How to Do Monolingual, Multilingual, and Cross-lingual Text Classification in April, 2024
2024-04-23 , B07-B08

In 2023, the field of NLP was again flurried -- the appearing of powerful closed- and opens-source LLMs opened new possibility for texts processing. However, many questions about these models usability for typical NLP tasks are still open. One of them is quite simple -- if we want a classification model for some task, can we rely on LLMs or is it still better to fine-tune an own model? It might be easier to obtain some classifier for English, but what if my target language is not so resource-rich? In this presentation, the main "recipes" how to obtain the best text classifier depending on the language and data availability will be described.


We will provide the answer to the three main questions:

  1. If I want a text classifier for English texts, what is better -- to fine-tune the model or to prompt LLM? Which model is to fine-tune though?

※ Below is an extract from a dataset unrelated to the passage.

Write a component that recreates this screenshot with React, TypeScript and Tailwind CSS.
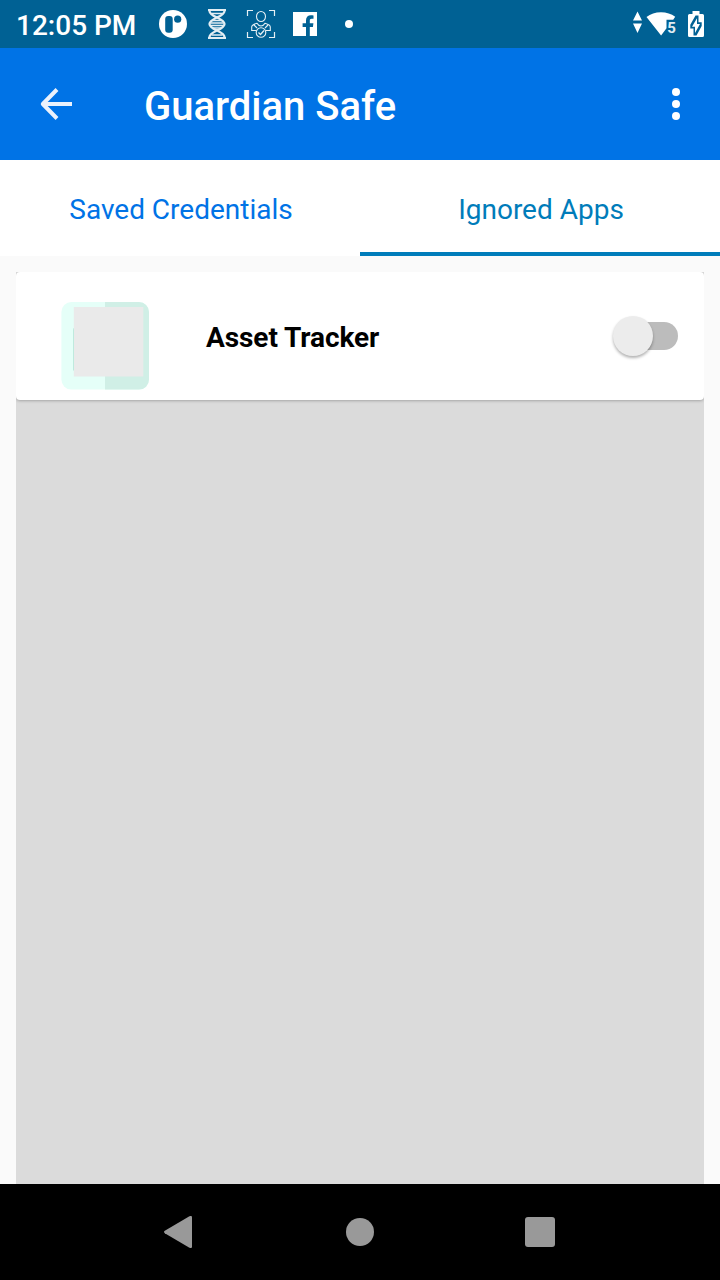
import React from "react";

function ParkingIcon() {
  return (
    <svg className="h-8 w-8" viewBox="0 0 32 32">
      <circle cx="16" cy="16" r="14" fill="#fff" />
      <rect x="8.200" y="8" width="7.500" height="16.800" rx="3" fill="#006194" />
      <circle cx="20.700" cy="11.200" r="3.600" fill="#006194" />
    </svg>
  );
}

function DnaIcon() {
  return (
    <svg className="h-8 w-8" viewBox="0 0 32 32" fill="none" stroke="#e2edf3">
      <path d="M8.500 2v1c0 6 15 7 15 13s-15 7-15 13v1M23.500 2v1c0 6-15 7-15 13s15 7 15 13v1" strokeWidth="2.300" />
      <path d="M7 2h18M7 30h18" strokeWidth="1.800" />
      <path d="M10.500 5.500h11M11 12.500h10M9.500 15h13M9.500 17.500h13M11 20h10M10.500 27h11" strokeWidth="1.300" />
    </svg>
  );
}

function FaceScanIcon() {
  return (
    <svg className="h-8 w-8" viewBox="0 0 32 32" fill="none" stroke="#e6f0f5">
      <path d="M2.500 8V2.500H8M24 2.500h5.500V8M2.500 24v5.500H8M24 29.500h5.500V24" strokeWidth="1.200" />
      <ellipse cx="16" cy="8.500" rx="4.500" ry="5" strokeWidth="1.100" />
      <path d="M11 22.500H6.700V19c0-2 1.800-2.700 5.300-3.700 1 1.800 2.400 2.700 4 2.700s3-.9 4-2.700c3.500 1 5.300 1.700 5.300 3.700v3.500H21M9 17l3 3M23 17l-3 3" strokeWidth="1.100" />
      <circle cx="16" cy="24.500" r="4.800" strokeWidth="1.100" />
      <path d="m13.500 24.500 2 2 3.500-4" strokeWidth="1.300" />
    </svg>
  );
}

function FacebookIcon() {
  return (
    <svg className="h-8 w-8" viewBox="0 0 32 32">
      <path fill="#fff" d="M4 4h24v24h-4.800v-9h3.100l.5-3.700h-3.600v-2.200c0-1.300.5-1.900 1.900-1.900h.4V7.500c-.6-.1-.9-.2-1.700-.2-3 0-5 1.700-5 5v3h-3.300V19h3.300v9H4z" />
    </svg>
  );
}

function StatusBar() {
  return (
    <div className="flex h-12 items-center bg-[#006194] pl-4 text-white">
      <span className="w-[141px] whitespace-nowrap pt-[3px] text-[28px] font-medium leading-8">12:05 PM</span>
      <div className="flex items-center gap-3">
        <ParkingIcon />
        <DnaIcon />
        <FaceScanIcon />
        <svg className="h-8 w-8" viewBox="0 0 32 32">
          <path fill="#fff" d="M4 4h24v24H4z" />
          <path fill="#006194" d="M17 28v-9h-3.400v-3.700H17v-3c0-3.300 2-5.100 4.900-5.100 1 0 1.700.1 2.600.2v3.400h-1.900c-1.400 0-1.800.7-1.800 1.900v2.600h3.600l-.5 3.700h-3.100v9z" />
        </svg>
        <span className="ml-3 h-2 w-2 rounded-full bg-white" />
      </div>
      <svg className="ml-auto h-12 w-[90px]" viewBox="630 0 90 48" fill="#fff">
        <path d="M637.500 11.500 642 20.500h-9zM637.500 33 633 23.500h9z" />
        <path d="M646.500 17c4-3.200 8.800-4.800 14.500-4.800 5.500 0 10.300 1.500 14.200 4.500l-2 3.100h-6.700v8.500l-5.400 7.200z" />
        <text x="667.300" y="33" fontSize="15" fontWeight="700" fontFamily="Roboto, sans-serif" fill="#e2edf3">5</text>
        <path d="M692.500 11h7v3h3q1.500 0 1.500 1.500v20q0 1.500-1.500 1.500h-13q-1.500 0-1.500-1.500v-20q0-1.500 1.500-1.500h3z" />
        <path d="M698.500 15.500v6.800h3.200v3.700l-5.200 9.500h-3v-7h-3.200v-3.700l5.200-9.300z" fill="#006194" />
        <path d="M697 18.300v5.700h3l-5 9v-6.200h-3z" />
      </svg>
    </div>
  );
}

function AppHeader() {
  return (
    <header className="flex h-28 items-center bg-[#0073e6] text-white">
      <button className="ml-8 h-12 w-12" aria-label="Back">
        <svg className="h-12 w-12" viewBox="0 0 48 48" fill="none" stroke="#ebf2fc" strokeWidth="4" strokeLinejoin="round">
          <path d="M40 24H11M25 9.500 10.800 24 25 38.500" />
        </svg>
      </button>
      <h1 className="ml-16 pt-[6px] text-[40px] font-medium leading-[48px]">Guardian Safe</h1>
      <button className="ml-auto mr-10 flex flex-col gap-1" aria-label="More options">
        <span className="h-2 w-2 rounded-full bg-white" />
        <span className="h-2 w-2 rounded-full bg-white" />
        <span className="h-2 w-2 rounded-full bg-white" />
      </button>
    </header>
  );
}

function Tabs() {
  return (
    <nav className="grid h-24 grid-cols-2 bg-white text-[28px]">
      <button className="border-b-4 border-white pl-[2px] pt-2 text-[#0073e6]">Saved Credentials</button>
      <button className="border-b-4 border-[#007cba] pl-[2px] pt-2 text-[#007cba]">Ignored Apps</button>
    </nav>
  );
}

function AppIcon() {
  return (
    <svg className="h-[88px] w-[88px]" viewBox="0 0 88 88">
      <rect x=".4" width="87.600" height="87.600" rx="10" fill="#e5fff8" />
      <path d="M44 0h34a10 10 0 0 1 10 10v67.600a10 10 0 0 1-10 10H44z" fill="#d0efe6" />
      <path d="M14 26h-1q-1 0-1 2v40l2 2z" fill="#b5eadb" />
      <rect x="12.800" y="5" width="69.500" height="69.500" fill="#eaeaea" />
    </svg>
  );
}

function IgnoredAppRow({ name }: { name: string }) {
  return (
    <div className="flex h-32 rounded-[4px] bg-white shadow-[0_1px_3px_rgba(0,0,0,0.25)]">
      <div className="ml-[45px] mt-[30px]">
        <AppIcon />
      </div>
      <span className="ml-[57px] mt-[50px] text-[28px] font-bold leading-8 tracking-[-0.08px] text-black">{name}</span>
      <button className="ml-auto mr-[26px] mt-11 flex h-10 w-[65px] items-center" role="switch" aria-checked="false" aria-label={name}>
        <span className="z-10 h-10 w-10 shrink-0 rounded-full bg-[#ececec] shadow-[0_2px_3px_rgba(0,0,0,0.3)]" />
        <span className="-ml-8 h-7 w-[57px] shrink-0 rounded-full bg-[#bcbcbc]" />
      </button>
    </div>
  );
}

function NavigationBar() {
  return (
    <div className="grid h-24 grid-cols-[192px_336px_192px] items-center bg-black">
      <svg className="h-8 w-7 justify-self-end" viewBox="0 0 28 32" fill="#999">
        <path d="M25 .4Q28-1 28 1.500v29q0 2.500-3 1.100L.8 17.200q-1.600-1.200 0-2.400z" />
      </svg>
      <span className="h-7 w-7 justify-self-center rounded-full bg-[#999]" />
      <span className="-ml-[3px] h-[30px] w-[30px] rounded-[3px] bg-[#999]" />
    </div>
  );
}

export default function App() {
  return (
    <div className="flex h-[1280px] w-[720px] flex-col overflow-hidden bg-[#fafafa] font-['Roboto',sans-serif]">
      <StatusBar />
      <AppHeader />
      <Tabs />
      <main className="flex-1 px-4 pt-4">
        <div className="h-full overflow-hidden bg-[#dbdbdb]">
          <IgnoredAppRow name="Asset Tracker" />
        </div>
      </main>
      <NavigationBar />
    </div>
  );
}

  2. If my data is not in English, i.e. not resource rich language, what should I do? Can I utilize LLMs? Or I need to somehow get the data? Or I can transfer somehow knowledge from existing English data?

  3. If I want a multilingual model for several languages, again, what is the choice -- LLMs or own model? Which model then?

The findings and comparisons will be illustrated on three tasks -- toxic speech, formal speech, and fluent speech detection -- for two languages -- English (as resource-rich language) and Ukrainian (as low resource language in terms of different data availability). We will provide tests of closed- and open-source models together with fine-tuned opensources models like BERT, RoBERTa.


Expected audience expertise: Domain:

Intermediate

Expected audience expertise: Python:

Intermediate

Abstract as a tweet (X) or toot (Mastodon):

If I want a text classifier in 2024, what should I choose -- LLMs or pre-LLM era classifier? Is the answer the same for English and other languages? We will provide the recipe how to find your classifier depending on the target language and data availability.

Hi, I'm Daryna 👋🇺🇦 I am a postdoctoral researcher at Social Computing Research Group in Technical University of Munich🇩🇪. Before, I obtained my PhD degree at Skolkovo Institue of Science and Technology under supervision of Alexander Panchenko with topic "Method for Fighting Harmful Multilingual Textual Content" 📜. Currently, I continue to follow my research vector participating in eXplainable AI (XAI) project and also multilingual NLP developing the models for the Ukrainian language.